Gross NPAs of commercial banks have been on upward
trajectory in past two years as the economy has grown at its slowest pace in
more than a decade. Loans and advances swelled to Rs.1.79
trillion by the end of December 2012 from Rs.1.32 trillion at the quarter ended
in March 2012, and to Rs.2.43 trillion at the end
of the December 2013 quarter. Rs.85 trillion
of Indian banking industry is stressed by the consistently increasing Non
Performing Assets (NPAs).
Loans and advances
provided by banks to its customer for any pre stated activities, say investments,
are Assets to the bank. The loan turns as NPA when instalment of principle
amount or interest component is not paid for 90 days from the due date. Thus
Bad loans are the assets that cease to generate income for the bank.
One can justify this rise in level of NPAs through number of
reasons like:
- Lethargic procedure of sanctioning and disbursement of the loan: For instance say, a manufacturing company has outlined the framework to step up new plants by forecasting growth in near future but lethargic documentation for sanctioning and disbursement could take months of time in completion of documentation process which delays the investment, result in slipping the opportunity of generating profit in heydays.
- Economic slowdown: Investment made by speculators in mega projects during boom phase of 2004–08 are not providing any fruitful results because of global slowdown and pushing borrowers in critical situations where they are not able to repay their dues.
- Time taken by Government in approval of projects: Due to extensive corruption in government bodies, stringent government policies and most importantly “the willingness of government” was not able to clear suspicion or uncertainty over many projects which could have been resolved easily. Environment clearance is the major hurdle before major projects whose completion is time bound in nature, resulting in defaulter in repayment of their finance.
- Willful defaulters: As per the RBI guidelines, willful defaulters are the ones who defaulted in meeting its repayment of their obligations to the lenders even when it has the capacity to honour such obligation or the ones who defaulted in meeting its repayment of their obligations to the lenders and has not utilized the finance for the specific purpose for which it was availed of but diverted the funds to some other deeds.
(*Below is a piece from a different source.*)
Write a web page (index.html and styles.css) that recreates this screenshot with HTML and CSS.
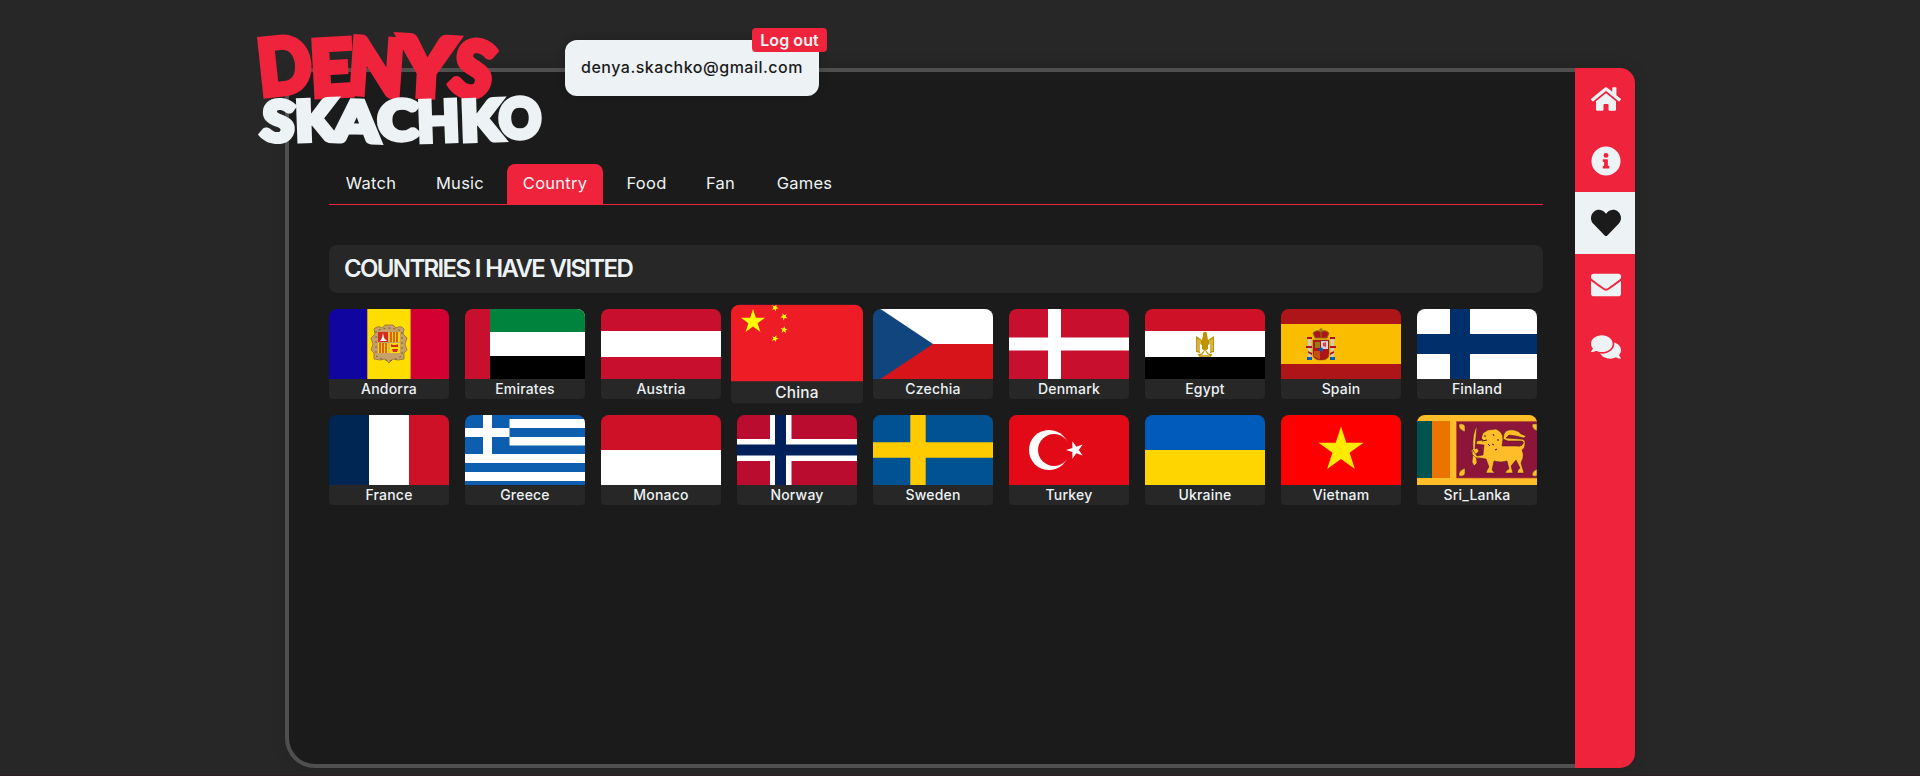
FILE: index.html
```html
<!DOCTYPE html>
<html lang="en">
<head>
<meta charset="utf-8">
<title>Denys Skachko</title>
<link rel="stylesheet" href="styles.css">
</head>
<body>
<div class="frame">
  <svg class="logo" viewBox="0 0 960 420">
    <g class="logo-first" text-anchor="middle">
      <text transform="translate(142 219) rotate(-6)" textLength="160" lengthAdjust="spacingAndGlyphs">D</text>
      <text transform="translate(279 226) rotate(-3)" textLength="128" lengthAdjust="spacingAndGlyphs">E</text>
      <text transform="translate(404 223) rotate(4)" textLength="166" lengthAdjust="spacingAndGlyphs">N</text>
      <text class="tall" transform="translate(556 228) rotate(3)" textLength="172" lengthAdjust="spacingAndGlyphs">Y</text>
      <text transform="translate(680 227) rotate(14)" textLength="122" lengthAdjust="spacingAndGlyphs">S</text>
    </g>
    <g class="logo-last" text-anchor="middle">
      <text transform="translate(109 363) rotate(6)" textLength="98" lengthAdjust="spacingAndGlyphs">S</text>
      <text transform="translate(229 361) rotate(-2)" textLength="124" lengthAdjust="spacingAndGlyphs">K</text>
      <text transform="translate(348 364) rotate(2)" textLength="136" lengthAdjust="spacingAndGlyphs">A</text>
      <text transform="translate(474 359)" textLength="122" lengthAdjust="spacingAndGlyphs">C</text>
      <text transform="translate(597 363) rotate(-2)" textLength="126" lengthAdjust="spacingAndGlyphs">H</text>
      <text transform="translate(726 361) rotate(-2)" textLength="124" lengthAdjust="spacingAndGlyphs">K</text>
      <text transform="translate(840 355)" textLength="126" lengthAdjust="spacingAndGlyphs">O</text>
    </g>
  </svg>
  <div class="account"><span>denya.skachko@gmail.com</span><button class="logout">Log out</button></div>
  <main class="content">
    <div class="tabs">
      <a class="tab t-watch">Watch</a><a class="tab t-music">Music</a><a class="tab t-country active">Country</a><a class="tab t-food">Food</a><a class="tab t-fan">Fan</a><a class="tab t-games">Games</a>
    </div>
    <h1 class="heading"><span>COUNTRIES I HAVE VISITED</span></h1>
    <div class="flags">
      <div class="card"><svg viewBox="0 0 120 70"><path fill="#10069f" d="M0 0h39v70H0z"/><path fill="#fedd00" d="M38.500 0h43v70h-43z"/><path fill="#d50032" d="M81.500 0H120v70H81.500z"/><path fill="#d5a12a" d="M38 0h.8v70H38zM81 0h.8v70H81z"/>
        <path fill="#c6a068" stroke="#94703e" stroke-width=".8" d="M45 20q4-4 8-1l3-3h8l3 3q5-3 8 1l-1 5 4 4-2 6 2 6-3 3v6l-6 1-5-1-4 4-4-4-5 1-6-1v-6l-3-3 2-6-2-6 4-4z"/><path fill="none" stroke="#7d5c38" stroke-width="1" stroke-dasharray="2 3" d="M47 22v25l6 3 7 2 7-2 6-3V22l-6-2-7-1-7 1z"/><path fill="#fedd00" d="M49 23h22v21H49z"/><path fill="#d52b1e" d="M49 23h10v10H49z"/><path stroke="#d52b1e" stroke-width="1.400" d="M62 23v10m3-10v10m3-10v10M51 34v10m3-10v10m3-10v10"/><path fill="#fff" d="m51 32 2-3 1-5 1 5 3 3z"/><path fill="#d52b1e" d="M62 35l2 1h3l2-1v3h-7zm1 5h6l-1 3h-4z"/><path fill="none" stroke="#c6a068" d="M60 23v21M49 33.500h22"/></svg><p>Andorra</p></div>
      <div class="card"><svg viewBox="0 0 120 70"><path fill="#fff" d="M25 0h95v70H25z"/><path fill="#00843d" d="M25 0h95v23H25z"/><path d="M25 47h95v23H25z"/><path fill="#c8102e" d="M0 0h25v70H0z"/></svg><p>Emirates</p></div>
      <div class="card"><svg viewBox="0 0 120 70"><path fill="#c8102e" d="M0 0h120v70H0z"/><path fill="#fff" d="M0 22h120v26H0z"/></svg><p>Austria</p></div>
      <div class="card hovered"><svg viewBox="0 0 120 70"><defs><path id="star" d="M0-1 .2245-.309.951-.309.363.118.588.809 0 .382-.588.809-.363.118-.951-.309-.2245-.309z"/></defs><path fill="#ee1c25" d="M0 0h120v70H0z"/><g fill="#ff0"><use href="#star" transform="translate(20 15.700) scale(11.500)"/><use href="#star" transform="translate(40 3) rotate(24) scale(3.500)"/><use href="#star" transform="translate(48.200 11) rotate(45) scale(3.500)"/><use href="#star" transform="translate(48.200 23) scale(3.500) rotate(6)"/><use href="#star" transform="translate(40 31) rotate(22) scale(3.500)"/></g></svg><p>China</p></div>
      <div class="card"><svg viewBox="0 0 120 70"><path fill="#fff" d="M7 0h113v35H7z"/><path fill="#d7141a" d="M7 35h113v35H7z"/><path fill="#11457e" d="M0 0h7.500L60 35 7.500 70H0z"/></svg><p>Czechia</p></div>
      <div class="card"><svg viewBox="0 0 120 70"><path fill="#c8102e" d="M0 0h120v70H0z"/><path fill="#fff" d="M39 0h13v70H39z"/><path fill="#fff" d="M0 28.500h120v13H0z"/></svg><p>Denmark</p></div>
      <div class="card"><svg viewBox="0 0 120 70"><path fill="#ce1126" d="M0 0h120v22H0z"/><path fill="#fff" d="M0 22h120v26H0z"/><path d="M0 48h120v22H0z"/><path fill="#c09300" d="M51 27l6 4 1-5q-1-2 1-3 3-1 3 2l1 6 6-4v16l-4 1v-9l-2 1v4l-3 2-3-2v-4l-2-1v9l-4-1z"/><path stroke="#fff" stroke-width=".6" d="M53 30v12m2-11v12m10-12v12m2-13v12"/><path fill="none" stroke="#c09300" stroke-width="1.300" d="M53 46l4-1 2-3m8 4-4-1-2-3M54 47h12"/></svg><p>Egypt</p></div>
      <div class="card"><svg viewBox="0 0 120 70"><path fill="#ad1519" d="M0 0h120v70H0z"/><path fill="#fabd00" d="M0 15h120v40H0z"/><path fill="#ccc" d="M27 30h3v20h-3zM50 30h3v20h-3z"/><path fill="#ad1519" d="M26 28h5v2h-5zm23 0h5v2h-5zM25 37h6v2h-6zm24 0h6v2h-6zm-22 5 4 2v2l-4-2zm26 0-4 2v2l4-2z"/><path fill="#005bbf" d="M26 48h5v3h-5zm23 0h5v3h-5z"/><path fill="#ad1519" stroke="#704214" stroke-width=".5" d="M32 31h16v14q0 6-8 6t-8-6z"/><path fill="#9b7a12" d="M34 33h5v6h-5z"/><path fill="#d6cdd8" d="M40 32h7v8h-7z"/><path fill="#db4446" d="M42 34l3-1v5l-3-1z"/><path stroke="#e6b000" stroke-width=".8" d="M34 42v6m2-6v7m2-7v8"/><circle cx="40" cy="40.500" r="2" fill="#005bbf"/><path fill="#ad1519" stroke="#8a6914" stroke-width="1" d="M34 29l-2-5q4-4 8-1 4-3 8 1l-2 5z"/><path stroke="#8a6914" stroke-width="1.200" d="M40 19v9m-2-7h4"/></svg><p>Spain</p></div>
      <div class="card"><svg viewBox="0 0 120 70"><path fill="#fff" d="M0 0h120v70H0z"/><path fill="#002f6c" d="M33 0h20v25h67v20H53v25H33V45H0V25h33z"/></svg><p>Finland</p></div>
      <div class="card"><svg viewBox="0 0 120 70"><path fill="#fff" d="M40 0h40v70H40z"/><path fill="#002654" d="M0 0h40v70H0z"/><path fill="#ce1126" d="M80 0h40v70H80z"/></svg><p>France</p></div>
      <div class="card"><svg viewBox="0 0 120 70"><path fill="#fff" d="M18 0h9v4h93v66H0V13h18z"/><path fill="#0d5eaf" d="M0 0h18v13H0zM27 0h93v4H44.500v9H27zM44.500 13H120v9H44.500zM0 22h18v17H0zM27 22h17.500v8.500H120V39H27zM0 48h120v9H0zM0 66h120v4H0z"/></svg><p>Greece</p></div>
      <div class="card"><svg viewBox="0 0 120 70"><path fill="#fff" d="M0 35h120v35H0z"/><path fill="#ce1126" d="M0 0h120v35H0z"/></svg><p>Monaco</p></div>
      <div class="card"><svg viewBox="0 0 120 70"><path fill="#ba0c2f" d="M0 0h120v70H0z"/><path fill="#fff" d="M33 0h21.500v24H120v22H54.500v24H33V46H0V24h33z"/><path fill="#00205b" d="M38 0h11v29.500h71v11H49V70H38V40.500H0v-11h38z"/></svg><p>Norway</p></div>
      <div class="card"><svg viewBox="0 0 120 70"><path fill="#005293" d="M0 0h120v70H0z"/><path fill="#fecb00" d="M37.300 0h15.400v27.300H120v15.400H52.700V70H37.300V42.700H0V27.300h37.300z"/></svg><p>Sweden</p></div>
      <div class="card"><svg viewBox="0 0 120 70"><path fill="#e30a17" d="M0 0h120v70H0z"/><circle cx="40" cy="35" r="20" fill="#fff"/><circle cx="45" cy="35" r="16" fill="#e30a17"/><use href="#star" fill="#fff" transform="translate(66.200 35) rotate(-90) scale(9.200)"/></svg><p>Turkey</p></div>
      <div class="card"><svg viewBox="0 0 120 70"><path fill="#005bbb" d="M0 0h120v35H0z"/><path fill="#ffd500" d="M0 35h120v35H0z"/></svg><p>Ukraine</p></div>
      <div class="card"><svg viewBox="0 0 120 70"><path fill="red" d="M0 0h120v70H0z"/><use href="#star" fill="#ffeb00" transform="translate(60 35) scale(23.600)"/></svg><p>Vietnam</p></div>
      <div class="card"><svg viewBox="0 0 120 70"><path fill="#ffbe29" d="M0 0h120v70H0z"/><path fill="#00534e" d="M0 6h15v57H0z"/><path fill="#eb7400" d="M15 6h18v57H15z"/><path fill="#8d153a" stroke="#b64b2d" stroke-width=".7" d="M39.500 6.500H121v56.500H39.500z"/>
        <g fill="#ffbe29" stroke="#45152a" stroke-width=".5"><path d="M42 9q5-1 6 2v6q-5-2-6-5zM42 61q5 1 6-2v-6q-5 2-6 5zM120 9q-4-1-5 1 0 4 5 6zM120 61q-4 1-5-1 0-4 5-6z"/><path d="M60 11q-5 7-4 23l-2 2 2 3-1 8 2 4 3-3-1-9 3-3-2-3-2 1q1-12 2-23z"/><path d="M64 24l2-6 5-3 8-1q7 3 7 10l-1 7h15q3 1 5-1 3-3 0-4H91l-5-2 1-5q2-5 10-4 5 1 7 4l5 2-2 2-8-2-7-1-3 3 14 1q6 0 5 5 0 4-3 6 2 4 1 8l-2 5 3 10h-7l1-3 2-2-4-8-5 6 2 7h-8l2-3 2-1-2-8q-6 2-13 0l-2 9 3 3h-9l1-3 2-3-3-8-6-1q-5 1-8-4l1-4 4 6 6-1 1-10-8-1 1-3 6-1-2-2z"/></g><path fill="none" stroke="#45152a" stroke-width="1" d="M67 21h2m-4 5 5-1m1 4 2 2m3-12 1 2m4 3v2m-6 3 2 1m1 5 2-1"/></svg><p>Sri_Lanka</p></div>
    </div>
  </main>
  <nav class="side">
    <a><svg viewBox="0 0 576 512"><path d="M280.400 148.300 96 300.100V464a16 16 0 0 0 16 16l112-.3a16 16 0 0 0 16-16V368a16 16 0 0 1 16-16h64a16 16 0 0 1 16 16v95.600a16 16 0 0 0 16 16.100l112 .3a16 16 0 0 0 16-16V300L295.700 148.300a12.200 12.200 0 0 0-15.300 0zM571.600 251.500 488 182.600V44a12 12 0 0 0-12-12h-56a12 12 0 0 0-12 12v72.600L318.500 43a48 48 0 0 0-61 0L4.300 251.500a12 12 0 0 0-1.600 16.900l25.500 31a12 12 0 0 0 16.900 1.600l235.200-193.700a12.200 12.200 0 0 1 15.300 0L530.900 301a12 12 0 0 0 16.900-1.600l25.500-31a12 12 0 0 0-1.700-16.900z"/></svg></a>
    <a><svg viewBox="0 0 512 512"><path fill-rule="evenodd" d="M256 8a248 248 0 1 0 0 496 248 248 0 0 0 0-496zm0 110a42 42 0 1 1 0 84 42 42 0 0 1 0-84zm56 254a12 12 0 0 1-12 12h-88a12 12 0 0 1-12-12v-24a12 12 0 0 1 12-12h12v-64h-12a12 12 0 0 1-12-12v-24a12 12 0 0 1 12-12h64a12 12 0 0 1 12 12v100h12a12 12 0 0 1 12 12z"/></svg></a>
    <a class="active"><svg viewBox="0 0 512 512"><path d="M462.300 62.600C407.500 15.900 326 24.300 275.700 76.200L256 96.500l-19.700-20.300C186.100 24.300 104.500 15.900 49.700 62.600c-62.800 53.600-66.100 149.800-9.900 207.900l193.500 199.800c12.500 12.900 32.800 12.900 45.300 0l193.500-199.800c56.300-58.100 53-154.300-9.800-207.900z"/></svg></a>
    <a><svg viewBox="0 0 512 512"><path d="M502.300 190.800c3.900-3.100 9.700-.2 9.700 4.700V400a48 48 0 0 1-48 48H48a48 48 0 0 1-48-48V195.600c0-5 5.700-7.800 9.700-4.700 22.400 17.400 52.100 39.500 154.100 113.600 21.100 15.400 56.700 47.800 92.200 47.600 35.700.3 72-32.800 92.300-47.600 102-74.100 131.600-96.300 154-113.700zM256 320c23.200.4 56.600-29.200 73.400-41.400 132.700-96.300 142.800-104.700 173.400-128.700A24 24 0 0 0 512 131v-19a48 48 0 0 0-48-48H48a48 48 0 0 0-48 48v19c0 7.400 3.400 14.300 9.200 18.900 30.600 23.900 40.700 32.400 173.400 128.700 16.800 12.200 50.200 41.800 73.400 41.400z"/></svg></a>
    <a><svg viewBox="0 0 576 512"><path d="M416 192c0-88.400-93.100-160-208-160S0 103.600 0 192c0 34.300 14.100 65.900 38 92-13.400 30.200-35.500 54.200-35.800 54.500A8 8 0 0 0 8 352c36.600 0 66.900-12.300 88.700-25 32.200 15.700 70.300 25 111.300 25 114.900 0 208-71.600 208-160zm122 220c23.900-26 38-57.700 38-92 0-66.900-53.500-124.200-129.300-148.100.9 6.600 1.300 13.300 1.300 20.100 0 105.900-107.700 192-240 192-10.800 0-21.300-.8-31.700-1.900C207.800 439.600 281.800 480 368 480c41 0 79.100-9.200 111.300-25 21.800 12.700 52.100 25 88.700 25a8 8 0 0 0 5.800-13.500c-.3-.3-22.400-24.200-35.800-54.500z"/></svg></a>
  </nav>
</div>
</body>
</html>
```
FILE: styles.css
```css
* { box-sizing: border-box; margin: 0; }
body {
  height: 776px;
  padding-top: 68px;
  background: #272727;
  border-bottom: 1px solid #2a1f25;
  color: #edf2f4;
  font-family: Inter, "Open Sans", sans-serif;
  overflow: hidden;
}
.frame {
  position: relative;
  display: flex;
  width: 1350px;
  height: 700px;
  margin: 0 auto;
  border-radius: 15px 15px 15px 30px;
  box-shadow: 0 0 16px rgba(0, 0, 0, .12);
}
.content {
  flex: 1;
  padding: 92px 32px 0 40px;
  background: #1b1b1b;
  border: 4px solid #4f4f4f;
  border-right: 0;
  border-radius: 30px 0 0 30px;
}
.logo { position: absolute; left: -45px; top: -48px; width: 320px; height: 140px; overflow: visible; }
.logo text { font-family: Lato, sans-serif; font-weight: 900; stroke-width: 19px; }
.logo-first { fill: #ef233c; stroke: #ef233c; font-size: 230px; }
.logo-first .tall { font-size: 244px; }
.logo-last { fill: #edf2f4; stroke: #edf2f4; font-size: 166px; }
.logo .logo-last text { stroke-width: 16px; }
.account {
  position: absolute;
  left: 280px;
  top: -28px;
  width: 254px;
  height: 56px;
  border-radius: 12px;
  background: #edf2f4;
  color: #1b1b1b;
  font-size: 16px;
  font-weight: 500;
  line-height: 54px;
  text-align: center;
  letter-spacing: .5px;
  white-space: nowrap;
  box-shadow: 0 0 8px rgba(0, 0, 0, .2);
}
.logout {
  position: absolute;
  left: 187px;
  top: -12px;
  width: 75px;
  height: 24px;
  padding: 0;
  border: 0;
  border-radius: 4px;
  background: #ef233c;
  color: #edf2f4;
  font: 600 16px/23px Inter, sans-serif;
  letter-spacing: .1px;
}
.tabs {
  display: flex;
  gap: 8px;
  height: 41px;
  border-bottom: 1px solid #ef233c;
}
.tab {
  height: 40px;
  border-radius: 8px 8px 0 0;
  font-size: 16.5px;
  line-height: 39px;
  letter-spacing: .25px;
  text-align: center;
}
.tab.active { background: #ef233c; }
.t-watch { width: 84px; }
.t-music { width: 78px; }
.t-country { width: 96px; }
.t-food { width: 71px; }
.t-fan { width: 61px; }
.t-games { width: 91px; }
.heading {
  height: 48px;
  margin: 40px 0 16px;
  padding-left: 15px;
  border-radius: 8px;
  background: #272727;
  font-size: 24px;
  font-weight: 600;
  line-height: 48px;
  letter-spacing: -1.65px;
  word-spacing: 1px;
}
.flags { display: flex; flex-wrap: wrap; gap: 16px; }
.card {
  width: 120px;
  height: 90px;
  overflow: hidden;
  border-radius: 8px 8px 4px 4px;
  background: #272727;
}
.card svg { display: block; width: 120px; height: 70px; }
.card p { font-size: 14px; font-weight: 500; line-height: 20px; letter-spacing: .2px; text-align: center; }
.card.hovered { transform: scale(1.1); }
.side {
  width: 60px;
  overflow: hidden;
  border-radius: 0 15px 15px 0;
  background: #ef233c;
}
.side a { display: flex; align-items: center; justify-content: center; height: 62px; padding-left: 2px; }
.side svg { width: 30px; height: 30px; fill: #edf2f4; }
.side .active { background: #edf2f4; }
.side .active svg { fill: #1b1b1b; }
```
- Priority sector lending (PSL): One of the reasons of continuously rising NPAs could be the obligations needs to meet by commercial banks especially public sector banks (PSBs). Sanctioning loans and advances to priority sector result in long list of NPAs. PSL mainly refer to the section of society which do not get sufficient finance on time which primarily comprises of weaker sections of society like farmers and small scale industries mainly due to few reasons mentioned below:
- Lack of Credit Worthiness of the individual/firm to repay the debt
- Lack of collateral security of the individual/firm borrower
- Lack of adequate documents needed to be qualifies to get a loan
Solution and some preventive measure Government and Banks
should adopt in order to bring down the sky touching NPAs:
- Relaxation in rules and regulations: Need to relax stringent rules and speed up the process clearance of projects which result in completion of mega projects in India in a time-bound manner which is an urgent need of hour to bring down NPAs in near future and to achieve the desired economic growth.
- Regular follow up: RBI had outlined action plan to tackle NPAs which help banks to identify the stressed amount long before it turns into NPAs by creating Special Mention Accounts (SMA). The account should be categorised as SMA 1 if overdue remains for 30 days & SMA 2 if remains overdue more than 30 days to 89 days. This helps in early identification of potential defaulter hence, efforts for recovery of due within the time to be done. Regular follow up and notices should be sent to borrower.
- Asset Restructuring Companies (ARCs): ARCs are specialised entities which pick up stressed assets of banks and financial institutions at a discount and make recovery. And aid banks and financial institute to off load bad assets from their books of account and allow them to focus of recovery plans. RBI should encourage establishment of ARCs which facilitate other financial institutes in written off their bad loans from their balance sheet and allow them to focus toward constructive objective
or should lay down measures to encourage ARCs, which encourage investments, will tame this monster and keep NPAs within the limit, would help banks and financial institutes to focus on recovery plans.